• EXERCISE BRIEF: Here is the task for the listing below: output exactly the lines from the one containing "Emit a single-file" through the one containing "const enabled = ref(false)", and leave out the pictures.

Rows from a dataset of pages and code
▬▬▬▬▬▬▬▬▬▬
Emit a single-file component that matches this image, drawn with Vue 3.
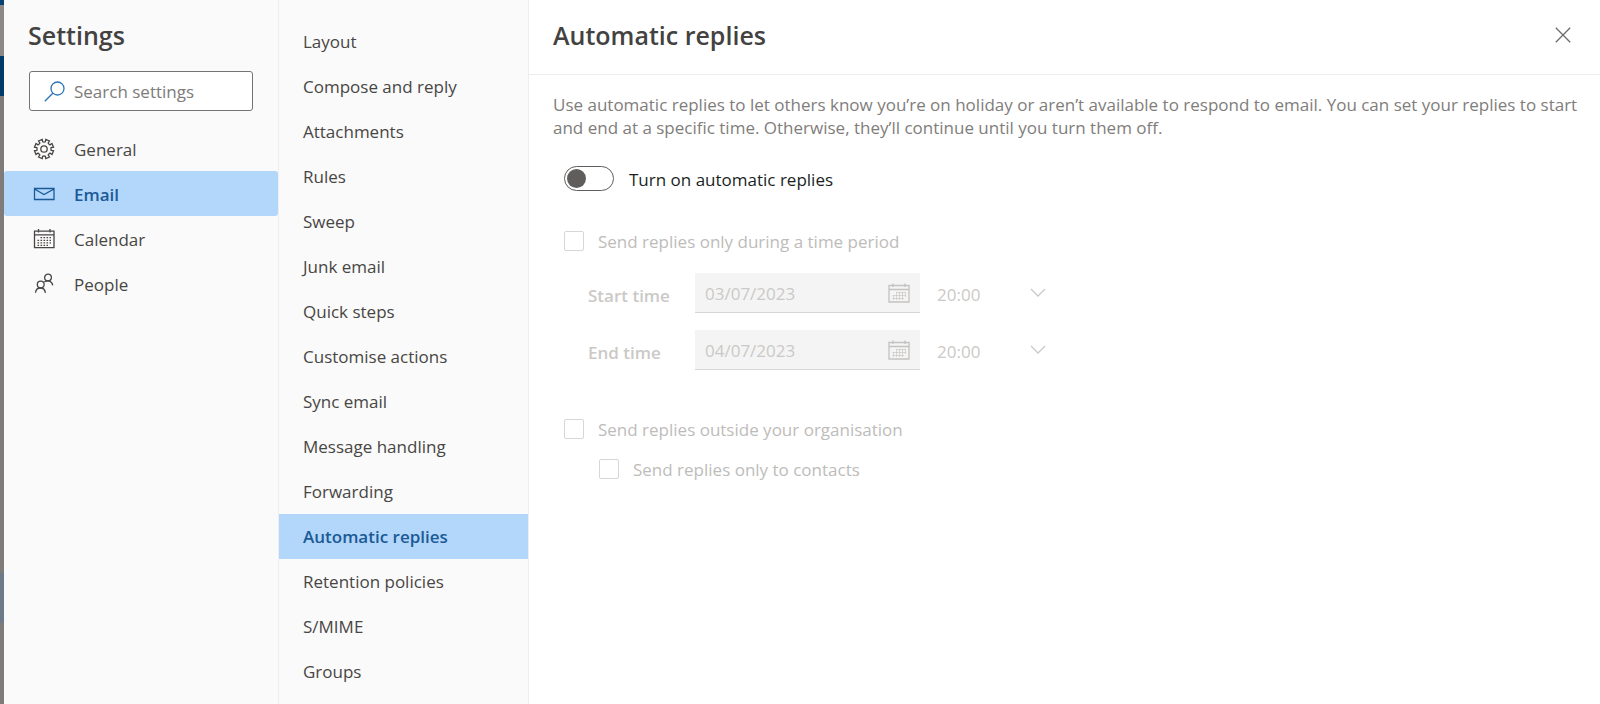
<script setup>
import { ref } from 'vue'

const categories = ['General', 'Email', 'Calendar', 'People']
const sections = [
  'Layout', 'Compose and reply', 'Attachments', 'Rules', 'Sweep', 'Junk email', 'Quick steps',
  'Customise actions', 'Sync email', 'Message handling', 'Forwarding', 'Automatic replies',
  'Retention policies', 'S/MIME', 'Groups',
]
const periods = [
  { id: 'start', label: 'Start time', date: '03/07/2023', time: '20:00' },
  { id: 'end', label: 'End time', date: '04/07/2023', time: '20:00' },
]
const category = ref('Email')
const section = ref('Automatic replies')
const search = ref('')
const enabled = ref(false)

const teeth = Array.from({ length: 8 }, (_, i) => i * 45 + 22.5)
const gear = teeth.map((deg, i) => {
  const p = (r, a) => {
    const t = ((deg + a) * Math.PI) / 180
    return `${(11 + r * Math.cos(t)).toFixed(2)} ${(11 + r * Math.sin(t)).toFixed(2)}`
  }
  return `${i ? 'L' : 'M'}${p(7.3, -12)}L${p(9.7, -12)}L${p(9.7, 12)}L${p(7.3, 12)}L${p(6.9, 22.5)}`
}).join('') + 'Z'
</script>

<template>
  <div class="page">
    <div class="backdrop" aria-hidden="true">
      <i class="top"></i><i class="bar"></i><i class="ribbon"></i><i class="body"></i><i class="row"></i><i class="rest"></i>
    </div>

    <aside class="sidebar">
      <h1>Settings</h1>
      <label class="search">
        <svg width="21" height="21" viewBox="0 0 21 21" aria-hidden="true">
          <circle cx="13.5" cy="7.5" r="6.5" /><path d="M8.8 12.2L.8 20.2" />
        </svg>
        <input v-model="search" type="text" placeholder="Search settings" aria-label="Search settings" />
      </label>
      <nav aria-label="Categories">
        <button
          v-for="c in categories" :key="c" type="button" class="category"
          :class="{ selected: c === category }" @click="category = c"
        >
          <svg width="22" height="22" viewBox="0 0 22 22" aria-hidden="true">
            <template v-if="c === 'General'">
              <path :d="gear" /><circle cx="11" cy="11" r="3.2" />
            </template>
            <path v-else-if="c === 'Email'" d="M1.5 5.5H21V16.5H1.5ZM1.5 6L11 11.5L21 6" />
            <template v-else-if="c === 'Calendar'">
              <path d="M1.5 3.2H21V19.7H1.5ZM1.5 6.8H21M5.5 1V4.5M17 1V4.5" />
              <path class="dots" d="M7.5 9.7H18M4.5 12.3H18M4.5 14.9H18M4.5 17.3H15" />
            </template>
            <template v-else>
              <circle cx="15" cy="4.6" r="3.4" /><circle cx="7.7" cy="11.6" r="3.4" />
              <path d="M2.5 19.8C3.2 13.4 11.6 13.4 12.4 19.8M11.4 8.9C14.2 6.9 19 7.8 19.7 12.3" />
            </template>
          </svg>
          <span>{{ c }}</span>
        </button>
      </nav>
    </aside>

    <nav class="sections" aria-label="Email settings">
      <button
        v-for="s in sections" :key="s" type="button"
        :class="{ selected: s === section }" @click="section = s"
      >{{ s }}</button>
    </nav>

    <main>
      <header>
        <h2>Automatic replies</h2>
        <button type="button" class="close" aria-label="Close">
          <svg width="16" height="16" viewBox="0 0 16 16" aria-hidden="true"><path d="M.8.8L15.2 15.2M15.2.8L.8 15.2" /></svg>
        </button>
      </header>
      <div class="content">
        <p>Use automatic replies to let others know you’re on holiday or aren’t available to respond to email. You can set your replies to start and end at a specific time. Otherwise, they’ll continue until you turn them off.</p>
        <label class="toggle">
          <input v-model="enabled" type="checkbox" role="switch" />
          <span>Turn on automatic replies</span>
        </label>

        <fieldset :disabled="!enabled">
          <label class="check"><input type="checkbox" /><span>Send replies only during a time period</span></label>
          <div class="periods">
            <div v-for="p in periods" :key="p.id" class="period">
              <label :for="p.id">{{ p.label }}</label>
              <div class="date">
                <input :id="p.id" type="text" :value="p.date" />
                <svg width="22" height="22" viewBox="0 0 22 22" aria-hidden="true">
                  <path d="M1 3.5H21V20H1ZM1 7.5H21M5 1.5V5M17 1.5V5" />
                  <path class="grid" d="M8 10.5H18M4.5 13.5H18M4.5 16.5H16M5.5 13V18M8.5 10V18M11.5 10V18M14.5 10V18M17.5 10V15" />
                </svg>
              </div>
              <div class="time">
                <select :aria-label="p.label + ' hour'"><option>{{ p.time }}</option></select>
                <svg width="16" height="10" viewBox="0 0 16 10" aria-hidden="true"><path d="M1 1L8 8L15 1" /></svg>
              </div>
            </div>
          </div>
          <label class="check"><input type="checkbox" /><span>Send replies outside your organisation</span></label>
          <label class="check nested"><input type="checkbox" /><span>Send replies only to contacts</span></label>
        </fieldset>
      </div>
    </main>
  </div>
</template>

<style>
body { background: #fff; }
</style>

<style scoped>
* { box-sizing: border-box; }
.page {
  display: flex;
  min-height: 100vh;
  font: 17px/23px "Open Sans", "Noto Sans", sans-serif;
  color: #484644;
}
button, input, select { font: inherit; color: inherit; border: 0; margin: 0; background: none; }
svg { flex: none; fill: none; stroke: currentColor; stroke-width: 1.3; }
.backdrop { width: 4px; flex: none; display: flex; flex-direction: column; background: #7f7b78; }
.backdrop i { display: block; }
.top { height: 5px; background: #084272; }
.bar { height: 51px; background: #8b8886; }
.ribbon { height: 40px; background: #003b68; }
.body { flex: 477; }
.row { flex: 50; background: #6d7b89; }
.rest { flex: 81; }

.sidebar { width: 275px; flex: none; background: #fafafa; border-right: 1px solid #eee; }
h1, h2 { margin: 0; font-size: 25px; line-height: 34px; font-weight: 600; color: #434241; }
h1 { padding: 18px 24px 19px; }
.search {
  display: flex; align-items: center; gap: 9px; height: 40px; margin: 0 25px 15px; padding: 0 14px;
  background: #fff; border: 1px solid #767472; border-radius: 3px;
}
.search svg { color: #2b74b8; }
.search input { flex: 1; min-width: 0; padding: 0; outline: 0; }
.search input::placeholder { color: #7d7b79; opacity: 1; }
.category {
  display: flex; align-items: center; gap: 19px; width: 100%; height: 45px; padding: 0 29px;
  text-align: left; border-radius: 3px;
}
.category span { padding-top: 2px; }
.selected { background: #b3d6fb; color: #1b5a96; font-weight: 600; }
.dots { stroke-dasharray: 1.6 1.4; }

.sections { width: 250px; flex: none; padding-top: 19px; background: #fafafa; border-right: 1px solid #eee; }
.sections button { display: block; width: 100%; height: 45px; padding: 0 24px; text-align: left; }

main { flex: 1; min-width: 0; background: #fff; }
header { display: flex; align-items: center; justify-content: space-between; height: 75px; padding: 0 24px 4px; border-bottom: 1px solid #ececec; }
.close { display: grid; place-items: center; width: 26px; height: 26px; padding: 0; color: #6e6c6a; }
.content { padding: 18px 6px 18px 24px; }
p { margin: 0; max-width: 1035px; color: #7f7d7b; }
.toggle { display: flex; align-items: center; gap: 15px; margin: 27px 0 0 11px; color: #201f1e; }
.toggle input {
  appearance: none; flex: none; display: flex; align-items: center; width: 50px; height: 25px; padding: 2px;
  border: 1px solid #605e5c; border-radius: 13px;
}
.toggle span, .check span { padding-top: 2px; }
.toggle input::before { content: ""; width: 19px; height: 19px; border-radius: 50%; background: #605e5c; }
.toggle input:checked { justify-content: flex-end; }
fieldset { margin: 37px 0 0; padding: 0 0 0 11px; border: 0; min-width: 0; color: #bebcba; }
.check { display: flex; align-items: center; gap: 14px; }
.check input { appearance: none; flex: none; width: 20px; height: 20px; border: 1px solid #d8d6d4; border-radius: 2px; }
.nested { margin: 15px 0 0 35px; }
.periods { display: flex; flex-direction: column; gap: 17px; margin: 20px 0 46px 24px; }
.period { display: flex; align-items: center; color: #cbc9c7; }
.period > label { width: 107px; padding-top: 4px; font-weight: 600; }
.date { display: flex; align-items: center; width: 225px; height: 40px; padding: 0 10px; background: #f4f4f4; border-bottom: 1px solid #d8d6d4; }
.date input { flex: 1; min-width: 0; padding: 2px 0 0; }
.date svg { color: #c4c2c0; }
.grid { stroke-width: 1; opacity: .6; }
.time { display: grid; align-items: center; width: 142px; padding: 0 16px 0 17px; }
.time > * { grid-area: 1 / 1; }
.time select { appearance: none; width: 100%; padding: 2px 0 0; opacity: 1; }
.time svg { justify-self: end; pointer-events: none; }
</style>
▬▬▬▬▬▬▬▬▬▬
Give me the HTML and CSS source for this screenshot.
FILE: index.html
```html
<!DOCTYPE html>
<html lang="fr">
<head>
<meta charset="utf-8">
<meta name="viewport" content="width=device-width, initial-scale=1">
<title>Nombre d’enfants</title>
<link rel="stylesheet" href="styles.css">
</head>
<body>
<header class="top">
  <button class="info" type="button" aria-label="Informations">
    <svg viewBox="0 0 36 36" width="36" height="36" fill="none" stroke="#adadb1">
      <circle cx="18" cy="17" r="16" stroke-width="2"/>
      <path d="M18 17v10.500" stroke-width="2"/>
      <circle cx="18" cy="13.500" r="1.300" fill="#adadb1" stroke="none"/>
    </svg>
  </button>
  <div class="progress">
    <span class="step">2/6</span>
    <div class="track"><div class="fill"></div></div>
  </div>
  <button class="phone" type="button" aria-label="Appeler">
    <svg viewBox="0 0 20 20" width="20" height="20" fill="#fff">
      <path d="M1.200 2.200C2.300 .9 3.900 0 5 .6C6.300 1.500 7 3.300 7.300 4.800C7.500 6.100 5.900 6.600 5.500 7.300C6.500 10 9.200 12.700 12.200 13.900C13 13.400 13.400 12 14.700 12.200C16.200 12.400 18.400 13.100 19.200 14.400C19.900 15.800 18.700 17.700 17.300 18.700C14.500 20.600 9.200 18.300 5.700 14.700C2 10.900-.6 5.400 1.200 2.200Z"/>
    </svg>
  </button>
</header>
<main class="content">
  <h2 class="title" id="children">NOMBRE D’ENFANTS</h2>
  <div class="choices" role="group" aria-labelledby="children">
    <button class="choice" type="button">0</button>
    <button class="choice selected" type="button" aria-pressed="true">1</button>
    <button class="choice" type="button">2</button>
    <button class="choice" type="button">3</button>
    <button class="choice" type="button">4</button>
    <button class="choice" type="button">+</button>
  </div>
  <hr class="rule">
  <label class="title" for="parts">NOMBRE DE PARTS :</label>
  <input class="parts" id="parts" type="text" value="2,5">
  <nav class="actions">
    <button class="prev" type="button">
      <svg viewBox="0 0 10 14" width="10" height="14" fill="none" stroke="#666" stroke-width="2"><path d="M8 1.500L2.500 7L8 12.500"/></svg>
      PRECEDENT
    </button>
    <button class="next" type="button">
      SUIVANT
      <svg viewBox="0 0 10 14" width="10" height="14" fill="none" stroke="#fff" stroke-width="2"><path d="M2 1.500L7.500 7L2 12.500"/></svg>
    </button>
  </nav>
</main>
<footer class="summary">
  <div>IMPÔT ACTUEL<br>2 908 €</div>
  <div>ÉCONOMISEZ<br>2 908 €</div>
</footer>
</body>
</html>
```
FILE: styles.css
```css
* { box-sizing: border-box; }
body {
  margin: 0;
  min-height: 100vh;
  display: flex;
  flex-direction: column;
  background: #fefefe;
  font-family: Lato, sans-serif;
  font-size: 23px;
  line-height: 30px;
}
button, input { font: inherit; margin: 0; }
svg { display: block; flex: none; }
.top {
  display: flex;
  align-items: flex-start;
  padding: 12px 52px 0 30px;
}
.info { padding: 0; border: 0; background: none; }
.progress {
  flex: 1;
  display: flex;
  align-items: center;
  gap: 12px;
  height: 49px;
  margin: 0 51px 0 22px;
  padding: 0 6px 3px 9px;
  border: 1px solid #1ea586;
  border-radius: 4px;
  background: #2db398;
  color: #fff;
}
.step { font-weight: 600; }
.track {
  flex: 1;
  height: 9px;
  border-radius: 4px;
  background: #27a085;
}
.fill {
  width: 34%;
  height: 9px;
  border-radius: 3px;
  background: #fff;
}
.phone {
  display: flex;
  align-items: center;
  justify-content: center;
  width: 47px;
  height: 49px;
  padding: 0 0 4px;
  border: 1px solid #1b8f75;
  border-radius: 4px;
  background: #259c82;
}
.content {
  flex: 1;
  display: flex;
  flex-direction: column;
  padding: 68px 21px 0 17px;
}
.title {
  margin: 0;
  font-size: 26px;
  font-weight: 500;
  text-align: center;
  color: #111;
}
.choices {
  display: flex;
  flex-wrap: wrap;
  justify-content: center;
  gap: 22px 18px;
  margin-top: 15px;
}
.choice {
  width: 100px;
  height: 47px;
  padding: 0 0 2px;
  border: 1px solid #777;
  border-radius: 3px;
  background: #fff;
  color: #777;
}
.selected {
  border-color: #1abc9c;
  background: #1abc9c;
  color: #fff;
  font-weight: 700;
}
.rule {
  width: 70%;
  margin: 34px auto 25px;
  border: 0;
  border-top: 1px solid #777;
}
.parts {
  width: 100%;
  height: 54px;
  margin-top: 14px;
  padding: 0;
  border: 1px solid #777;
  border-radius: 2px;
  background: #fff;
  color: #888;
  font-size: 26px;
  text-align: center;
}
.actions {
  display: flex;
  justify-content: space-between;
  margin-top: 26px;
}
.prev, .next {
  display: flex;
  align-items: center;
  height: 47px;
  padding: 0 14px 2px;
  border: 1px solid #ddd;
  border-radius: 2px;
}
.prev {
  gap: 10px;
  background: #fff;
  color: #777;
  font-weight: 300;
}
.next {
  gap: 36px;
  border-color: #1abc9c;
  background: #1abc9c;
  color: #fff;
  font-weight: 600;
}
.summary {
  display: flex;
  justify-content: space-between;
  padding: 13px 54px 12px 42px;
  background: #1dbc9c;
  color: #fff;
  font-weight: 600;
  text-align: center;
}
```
▬▬▬▬▬▬▬▬▬▬
• SOLUTION TO THIS PROBLEM:
Emit a single-file component that matches this image, drawn with Vue 3.
<script setup>
import { ref } from 'vue'

const categories = ['General', 'Email', 'Calendar', 'People']
const sections = [
  'Layout', 'Compose and reply', 'Attachments', 'Rules', 'Sweep', 'Junk email', 'Quick steps',
  'Customise actions', 'Sync email', 'Message handling', 'Forwarding', 'Automatic replies',
  'Retention policies', 'S/MIME', 'Groups',
]
const periods = [
  { id: 'start', label: 'Start time', date: '03/07/2023', time: '20:00' },
  { id: 'end', label: 'End time', date: '04/07/2023', time: '20:00' },
]
const category = ref('Email')
const section = ref('Automatic replies')
const search = ref('')
const enabled = ref(false)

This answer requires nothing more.